## Your instructions:
Write out the entire listing below exactly, with the pictures left out.

· · · · · · ·

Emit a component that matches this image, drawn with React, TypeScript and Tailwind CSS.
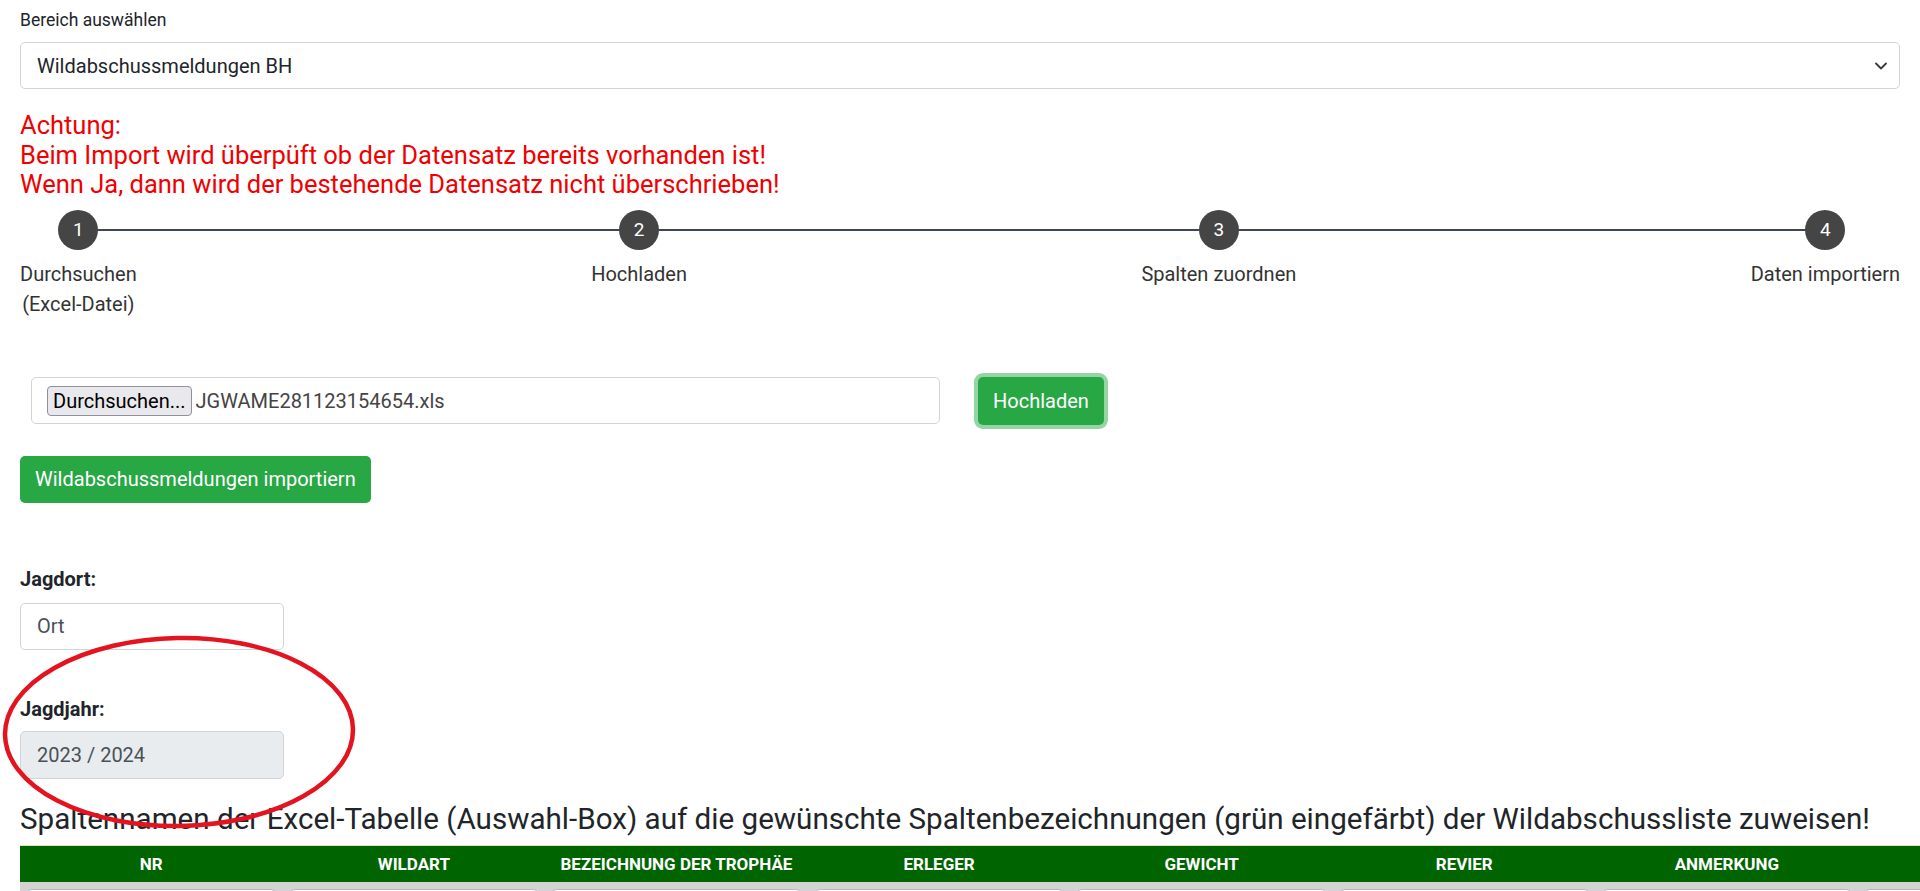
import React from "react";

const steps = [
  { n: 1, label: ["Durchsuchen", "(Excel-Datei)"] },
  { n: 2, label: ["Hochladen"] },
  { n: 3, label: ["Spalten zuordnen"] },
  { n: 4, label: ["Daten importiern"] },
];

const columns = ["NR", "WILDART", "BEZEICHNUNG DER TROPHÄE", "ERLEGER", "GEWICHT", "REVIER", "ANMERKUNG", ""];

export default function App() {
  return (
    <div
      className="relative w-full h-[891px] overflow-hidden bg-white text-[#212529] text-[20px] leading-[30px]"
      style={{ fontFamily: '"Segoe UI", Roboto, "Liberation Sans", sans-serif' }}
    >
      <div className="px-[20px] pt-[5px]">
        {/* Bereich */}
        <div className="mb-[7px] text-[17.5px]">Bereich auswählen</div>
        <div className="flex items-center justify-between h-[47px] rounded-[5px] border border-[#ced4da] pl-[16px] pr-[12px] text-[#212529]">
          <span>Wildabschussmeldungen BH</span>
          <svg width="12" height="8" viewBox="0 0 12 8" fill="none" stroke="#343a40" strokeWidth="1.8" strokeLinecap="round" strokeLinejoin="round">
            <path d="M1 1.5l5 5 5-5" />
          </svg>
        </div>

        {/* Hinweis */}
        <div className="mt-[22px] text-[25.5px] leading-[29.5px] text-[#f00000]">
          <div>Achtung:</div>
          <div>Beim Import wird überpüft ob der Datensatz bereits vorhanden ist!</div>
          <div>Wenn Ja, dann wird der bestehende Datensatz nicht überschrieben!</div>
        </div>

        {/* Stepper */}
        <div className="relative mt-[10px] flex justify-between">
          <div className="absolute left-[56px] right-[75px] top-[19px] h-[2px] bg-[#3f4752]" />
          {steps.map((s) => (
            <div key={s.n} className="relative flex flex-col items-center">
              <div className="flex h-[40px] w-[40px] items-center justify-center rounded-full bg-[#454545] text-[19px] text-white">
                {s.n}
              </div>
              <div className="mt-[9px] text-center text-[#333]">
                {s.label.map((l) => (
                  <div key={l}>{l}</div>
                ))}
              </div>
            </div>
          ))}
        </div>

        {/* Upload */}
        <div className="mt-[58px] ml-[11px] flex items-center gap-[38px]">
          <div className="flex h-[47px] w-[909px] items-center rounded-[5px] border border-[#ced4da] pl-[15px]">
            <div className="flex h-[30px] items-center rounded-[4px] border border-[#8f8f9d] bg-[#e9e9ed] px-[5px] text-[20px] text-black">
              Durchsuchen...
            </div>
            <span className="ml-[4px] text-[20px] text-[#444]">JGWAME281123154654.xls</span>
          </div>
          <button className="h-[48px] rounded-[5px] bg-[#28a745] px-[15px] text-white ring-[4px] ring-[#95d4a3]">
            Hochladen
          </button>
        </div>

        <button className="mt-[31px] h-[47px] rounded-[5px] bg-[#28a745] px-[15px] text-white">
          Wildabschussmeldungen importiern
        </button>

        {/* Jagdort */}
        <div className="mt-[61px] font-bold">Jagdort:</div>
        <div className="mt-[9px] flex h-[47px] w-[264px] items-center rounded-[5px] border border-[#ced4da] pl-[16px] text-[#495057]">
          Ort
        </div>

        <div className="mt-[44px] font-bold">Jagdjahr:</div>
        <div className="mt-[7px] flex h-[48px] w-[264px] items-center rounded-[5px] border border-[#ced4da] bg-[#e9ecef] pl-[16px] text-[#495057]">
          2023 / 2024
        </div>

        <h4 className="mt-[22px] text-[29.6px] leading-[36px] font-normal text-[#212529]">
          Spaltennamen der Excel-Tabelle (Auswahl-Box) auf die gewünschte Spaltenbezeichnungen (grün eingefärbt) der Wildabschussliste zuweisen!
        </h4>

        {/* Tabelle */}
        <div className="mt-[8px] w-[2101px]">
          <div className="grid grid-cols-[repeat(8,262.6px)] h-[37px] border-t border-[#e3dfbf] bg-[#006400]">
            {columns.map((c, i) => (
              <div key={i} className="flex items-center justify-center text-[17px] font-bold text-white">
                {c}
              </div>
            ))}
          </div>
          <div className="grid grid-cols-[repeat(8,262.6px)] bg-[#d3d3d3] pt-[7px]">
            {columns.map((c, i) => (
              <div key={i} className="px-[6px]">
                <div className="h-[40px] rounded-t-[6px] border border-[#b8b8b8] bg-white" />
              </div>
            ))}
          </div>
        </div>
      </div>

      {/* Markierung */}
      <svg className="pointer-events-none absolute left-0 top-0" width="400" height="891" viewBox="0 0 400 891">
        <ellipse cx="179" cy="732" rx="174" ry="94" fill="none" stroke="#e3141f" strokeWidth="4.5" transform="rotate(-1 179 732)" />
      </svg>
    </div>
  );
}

· · · · · · ·

## Solution below:
Emit a component that matches this image, drawn with React, TypeScript and Tailwind CSS.
import React from "react";

const steps = [
  { n: 1, label: ["Durchsuchen", "(Excel-Datei)"] },
  { n: 2, label: ["Hochladen"] },
  { n: 3, label: ["Spalten zuordnen"] },
  { n: 4, label: ["Daten importiern"] },
];

const columns = ["NR", "WILDART", "BEZEICHNUNG DER TROPHÄE", "ERLEGER", "GEWICHT", "REVIER", "ANMERKUNG", ""];

export default function App() {
  return (
    <div
      className="relative w-full h-[891px] overflow-hidden bg-white text-[#212529] text-[20px] leading-[30px]"
      style={{ fontFamily: '"Segoe UI", Roboto, "Liberation Sans", sans-serif' }}
    >
      <div className="px-[20px] pt-[5px]">
        {/* Bereich */}
        <div className="mb-[7px] text-[17.5px]">Bereich auswählen</div>
        <div className="flex items-center justify-between h-[47px] rounded-[5px] border border-[#ced4da] pl-[16px] pr-[12px] text-[#212529]">
          <span>Wildabschussmeldungen BH</span>
          <svg width="12" height="8" viewBox="0 0 12 8" fill="none" stroke="#343a40" strokeWidth="1.8" strokeLinecap="round" strokeLinejoin="round">
            <path d="M1 1.5l5 5 5-5" />
          </svg>
        </div>

        {/* Hinweis */}
        <div className="mt-[22px] text-[25.5px] leading-[29.5px] text-[#f00000]">
          <div>Achtung:</div>
          <div>Beim Import wird überpüft ob der Datensatz bereits vorhanden ist!</div>
          <div>Wenn Ja, dann wird der bestehende Datensatz nicht überschrieben!</div>
        </div>

        {/* Stepper */}
        <div className="relative mt-[10px] flex justify-between">
          <div className="absolute left-[56px] right-[75px] top-[19px] h-[2px] bg-[#3f4752]" />
          {steps.map((s) => (
            <div key={s.n} className="relative flex flex-col items-center">
              <div className="flex h-[40px] w-[40px] items-center justify-center rounded-full bg-[#454545] text-[19px] text-white">
                {s.n}
              </div>
              <div className="mt-[9px] text-center text-[#333]">
                {s.label.map((l) => (
                  <div key={l}>{l}</div>
                ))}
              </div>
            </div>
          ))}
        </div>

        {/* Upload */}
        <div className="mt-[58px] ml-[11px] flex items-center gap-[38px]">
          <div className="flex h-[47px] w-[909px] items-center rounded-[5px] border border-[#ced4da] pl-[15px]">
            <div className="flex h-[30px] items-center rounded-[4px] border border-[#8f8f9d] bg-[#e9e9ed] px-[5px] text-[20px] text-black">
              Durchsuchen...
            </div>
            <span className="ml-[4px] text-[20px] text-[#444]">JGWAME281123154654.xls</span>
          </div>
          <button className="h-[48px] rounded-[5px] bg-[#28a745] px-[15px] text-white ring-[4px] ring-[#95d4a3]">
            Hochladen
          </button>
        </div>

        <button className="mt-[31px] h-[47px] rounded-[5px] bg-[#28a745] px-[15px] text-white">
          Wildabschussmeldungen importiern
        </button>

        {/* Jagdort */}
        <div className="mt-[61px] font-bold">Jagdort:</div>
        <div className="mt-[9px] flex h-[47px] w-[264px] items-center rounded-[5px] border border-[#ced4da] pl-[16px] text-[#495057]">
          Ort
        </div>

        <div className="mt-[44px] font-bold">Jagdjahr:</div>
        <div className="mt-[7px] flex h-[48px] w-[264px] items-center rounded-[5px] border border-[#ced4da] bg-[#e9ecef] pl-[16px] text-[#495057]">
          2023 / 2024
        </div>

        <h4 className="mt-[22px] text-[29.6px] leading-[36px] font-normal text-[#212529]">
          Spaltennamen der Excel-Tabelle (Auswahl-Box) auf die gewünschte Spaltenbezeichnungen (grün eingefärbt) der Wildabschussliste zuweisen!
        </h4>

        {/* Tabelle */}
        <div className="mt-[8px] w-[2101px]">
          <div className="grid grid-cols-[repeat(8,262.6px)] h-[37px] border-t border-[#e3dfbf] bg-[#006400]">
            {columns.map((c, i) => (
              <div key={i} className="flex items-center justify-center text-[17px] font-bold text-white">
                {c}
              </div>
            ))}
          </div>
          <div className="grid grid-cols-[repeat(8,262.6px)] bg-[#d3d3d3] pt-[7px]">
            {columns.map((c, i) => (
              <div key={i} className="px-[6px]">
                <div className="h-[40px] rounded-t-[6px] border border-[#b8b8b8] bg-white" />
              </div>
            ))}
          </div>
        </div>
      </div>

      {/* Markierung */}
      <svg className="pointer-events-none absolute left-0 top-0" width="400" height="891" viewBox="0 0 400 891">
        <ellipse cx="179" cy="732" rx="174" ry="94" fill="none" stroke="#e3141f" strokeWidth="4.5" transform="rotate(-1 179 732)" />
      </svg>
    </div>
  );
}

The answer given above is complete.